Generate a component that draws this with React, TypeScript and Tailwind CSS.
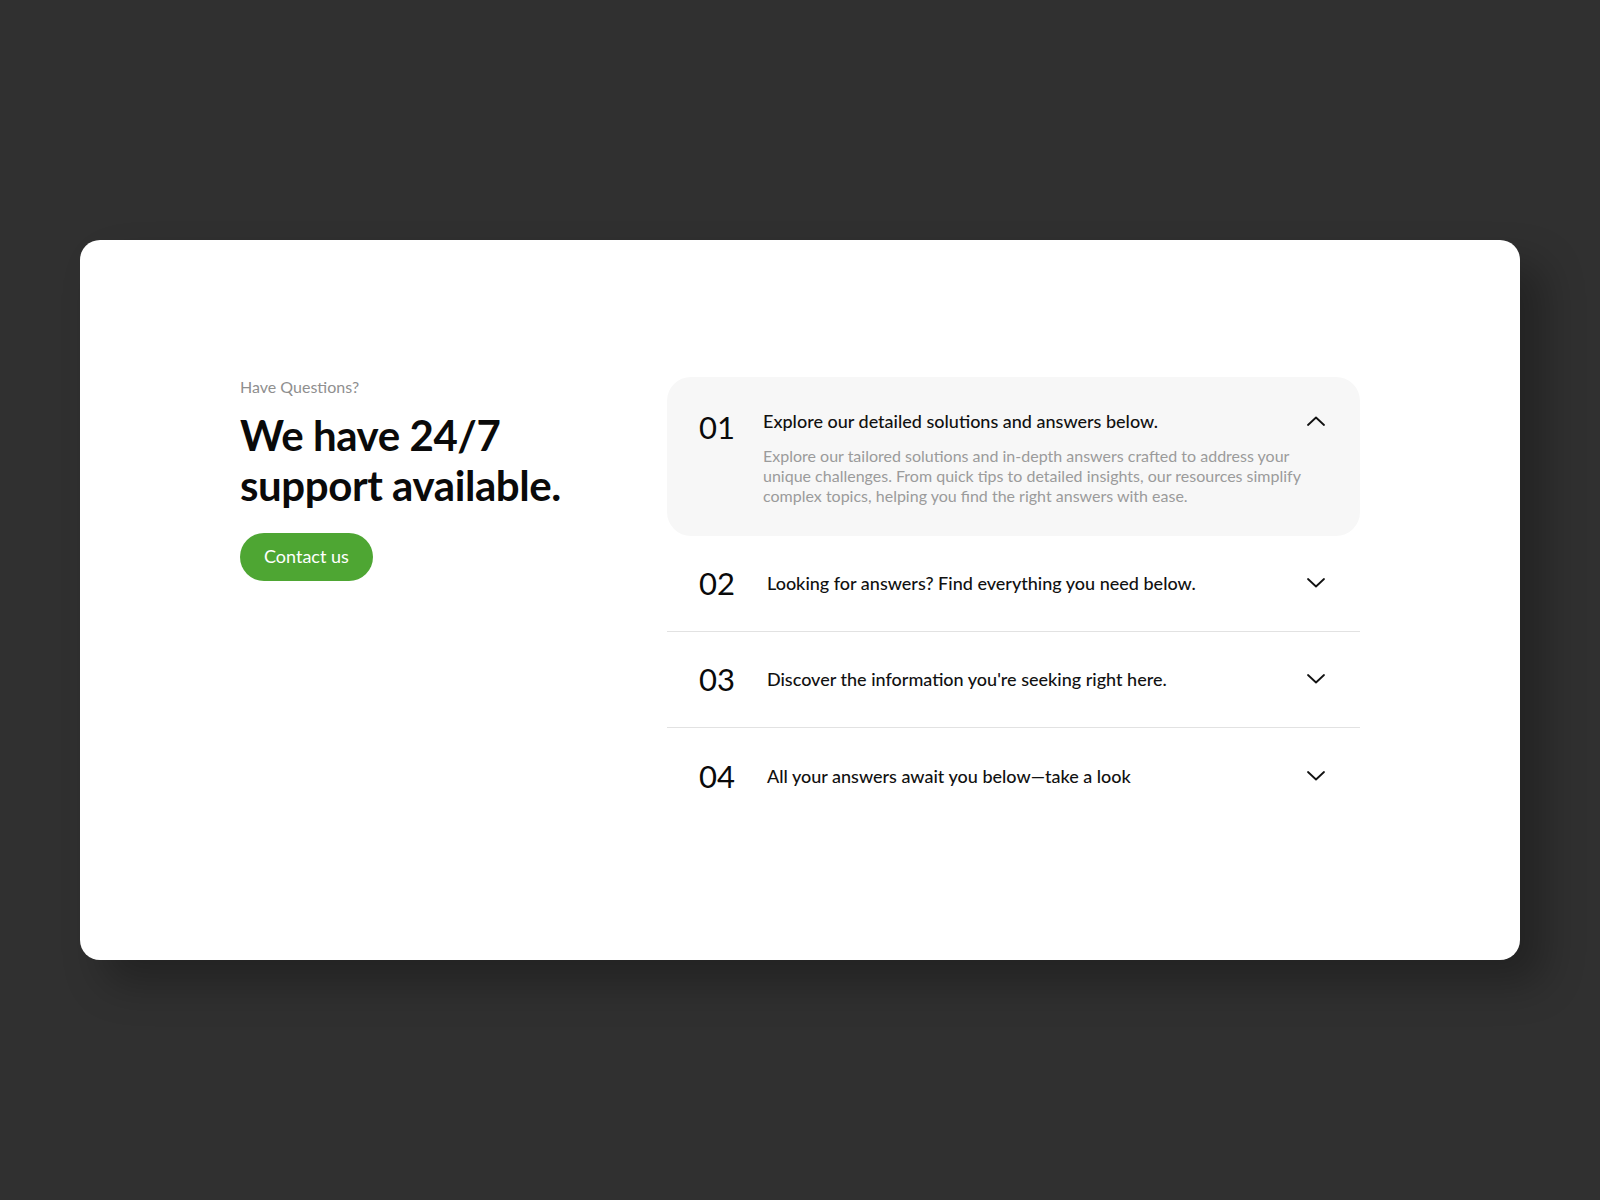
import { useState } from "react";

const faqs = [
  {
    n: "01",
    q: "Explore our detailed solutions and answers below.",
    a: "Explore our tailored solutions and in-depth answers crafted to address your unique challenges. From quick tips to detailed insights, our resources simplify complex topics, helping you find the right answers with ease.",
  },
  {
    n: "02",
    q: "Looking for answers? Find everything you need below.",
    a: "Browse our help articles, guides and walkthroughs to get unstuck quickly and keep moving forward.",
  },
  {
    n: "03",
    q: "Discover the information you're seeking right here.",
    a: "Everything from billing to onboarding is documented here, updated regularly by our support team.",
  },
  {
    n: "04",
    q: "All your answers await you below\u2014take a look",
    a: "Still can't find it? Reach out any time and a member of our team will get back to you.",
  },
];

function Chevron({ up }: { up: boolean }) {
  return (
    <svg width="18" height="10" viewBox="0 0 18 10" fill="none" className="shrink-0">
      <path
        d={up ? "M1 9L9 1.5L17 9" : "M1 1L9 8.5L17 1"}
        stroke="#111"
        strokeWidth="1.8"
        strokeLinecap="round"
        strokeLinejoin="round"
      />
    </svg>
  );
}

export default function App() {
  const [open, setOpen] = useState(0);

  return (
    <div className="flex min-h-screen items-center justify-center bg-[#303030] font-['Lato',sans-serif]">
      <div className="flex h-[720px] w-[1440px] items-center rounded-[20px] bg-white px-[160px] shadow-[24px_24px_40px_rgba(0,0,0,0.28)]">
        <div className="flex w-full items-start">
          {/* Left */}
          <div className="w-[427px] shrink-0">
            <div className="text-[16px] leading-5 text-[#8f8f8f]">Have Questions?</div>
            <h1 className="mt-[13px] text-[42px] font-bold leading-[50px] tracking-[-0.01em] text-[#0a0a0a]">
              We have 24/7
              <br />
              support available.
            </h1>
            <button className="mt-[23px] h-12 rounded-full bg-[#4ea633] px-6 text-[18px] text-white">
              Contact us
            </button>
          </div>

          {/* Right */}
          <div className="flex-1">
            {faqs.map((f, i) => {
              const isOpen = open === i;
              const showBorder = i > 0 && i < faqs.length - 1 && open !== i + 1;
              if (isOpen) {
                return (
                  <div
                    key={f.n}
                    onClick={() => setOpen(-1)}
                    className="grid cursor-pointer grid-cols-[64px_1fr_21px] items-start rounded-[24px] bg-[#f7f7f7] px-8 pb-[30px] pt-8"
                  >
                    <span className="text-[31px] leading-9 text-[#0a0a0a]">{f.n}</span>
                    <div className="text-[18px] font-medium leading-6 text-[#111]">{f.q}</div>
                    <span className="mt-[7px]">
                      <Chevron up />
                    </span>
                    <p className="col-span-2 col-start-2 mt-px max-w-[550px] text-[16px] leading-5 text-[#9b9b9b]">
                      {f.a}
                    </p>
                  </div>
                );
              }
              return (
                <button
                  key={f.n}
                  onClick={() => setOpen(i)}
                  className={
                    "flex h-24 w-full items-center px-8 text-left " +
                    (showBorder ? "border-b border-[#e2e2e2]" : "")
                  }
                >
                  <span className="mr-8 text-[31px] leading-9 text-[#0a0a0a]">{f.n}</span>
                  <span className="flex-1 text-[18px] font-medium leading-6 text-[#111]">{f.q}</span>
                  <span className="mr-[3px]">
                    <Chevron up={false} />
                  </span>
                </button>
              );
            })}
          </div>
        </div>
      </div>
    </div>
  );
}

> The exercise:
Write the full listing out again with every line unchanged, but include no pictures.

> Expected answer:
Generate a component that draws this with React, TypeScript and Tailwind CSS.
import { useState } from "react";

const faqs = [
  {
    n: "01",
    q: "Explore our detailed solutions and answers below.",
    a: "Explore our tailored solutions and in-depth answers crafted to address your unique challenges. From quick tips to detailed insights, our resources simplify complex topics, helping you find the right answers with ease.",
  },
  {
    n: "02",
    q: "Looking for answers? Find everything you need below.",
    a: "Browse our help articles, guides and walkthroughs to get unstuck quickly and keep moving forward.",
  },
  {
    n: "03",
    q: "Discover the information you're seeking right here.",
    a: "Everything from billing to onboarding is documented here, updated regularly by our support team.",
  },
  {
    n: "04",
    q: "All your answers await you below\u2014take a look",
    a: "Still can't find it? Reach out any time and a member of our team will get back to you.",
  },
];

function Chevron({ up }: { up: boolean }) {
  return (
    <svg width="18" height="10" viewBox="0 0 18 10" fill="none" className="shrink-0">
      <path
        d={up ? "M1 9L9 1.5L17 9" : "M1 1L9 8.5L17 1"}
        stroke="#111"
        strokeWidth="1.8"
        strokeLinecap="round"
        strokeLinejoin="round"
      />
    </svg>
  );
}

export default function App() {
  const [open, setOpen] = useState(0);

  return (
    <div className="flex min-h-screen items-center justify-center bg-[#303030] font-['Lato',sans-serif]">
      <div className="flex h-[720px] w-[1440px] items-center rounded-[20px] bg-white px-[160px] shadow-[24px_24px_40px_rgba(0,0,0,0.28)]">
        <div className="flex w-full items-start">
          {/* Left */}
          <div className="w-[427px] shrink-0">
            <div className="text-[16px] leading-5 text-[#8f8f8f]">Have Questions?</div>
            <h1 className="mt-[13px] text-[42px] font-bold leading-[50px] tracking-[-0.01em] text-[#0a0a0a]">
              We have 24/7
              <br />
              support available.
            </h1>
            <button className="mt-[23px] h-12 rounded-full bg-[#4ea633] px-6 text-[18px] text-white">
              Contact us
            </button>
          </div>

          {/* Right */}
          <div className="flex-1">
            {faqs.map((f, i) => {
              const isOpen = open === i;
              const showBorder = i > 0 && i < faqs.length - 1 && open !== i + 1;
              if (isOpen) {
                return (
                  <div
                    key={f.n}
                    onClick={() => setOpen(-1)}
                    className="grid cursor-pointer grid-cols-[64px_1fr_21px] items-start rounded-[24px] bg-[#f7f7f7] px-8 pb-[30px] pt-8"
                  >
                    <span className="text-[31px] leading-9 text-[#0a0a0a]">{f.n}</span>
                    <div className="text-[18px] font-medium leading-6 text-[#111]">{f.q}</div>
                    <span className="mt-[7px]">
                      <Chevron up />
                    </span>
                    <p className="col-span-2 col-start-2 mt-px max-w-[550px] text-[16px] leading-5 text-[#9b9b9b]">
                      {f.a}
                    </p>
                  </div>
                );
              }
              return (
                <button
                  key={f.n}
                  onClick={() => setOpen(i)}
                  className={
                    "flex h-24 w-full items-center px-8 text-left " +
                    (showBorder ? "border-b border-[#e2e2e2]" : "")
                  }
                >
                  <span className="mr-8 text-[31px] leading-9 text-[#0a0a0a]">{f.n}</span>
                  <span className="flex-1 text-[18px] font-medium leading-6 text-[#111]">{f.q}</span>
                  <span className="mr-[3px]">
                    <Chevron up={false} />
                  </span>
                </button>
              );
            })}
          </div>
        </div>
      </div>
    </div>
  );
}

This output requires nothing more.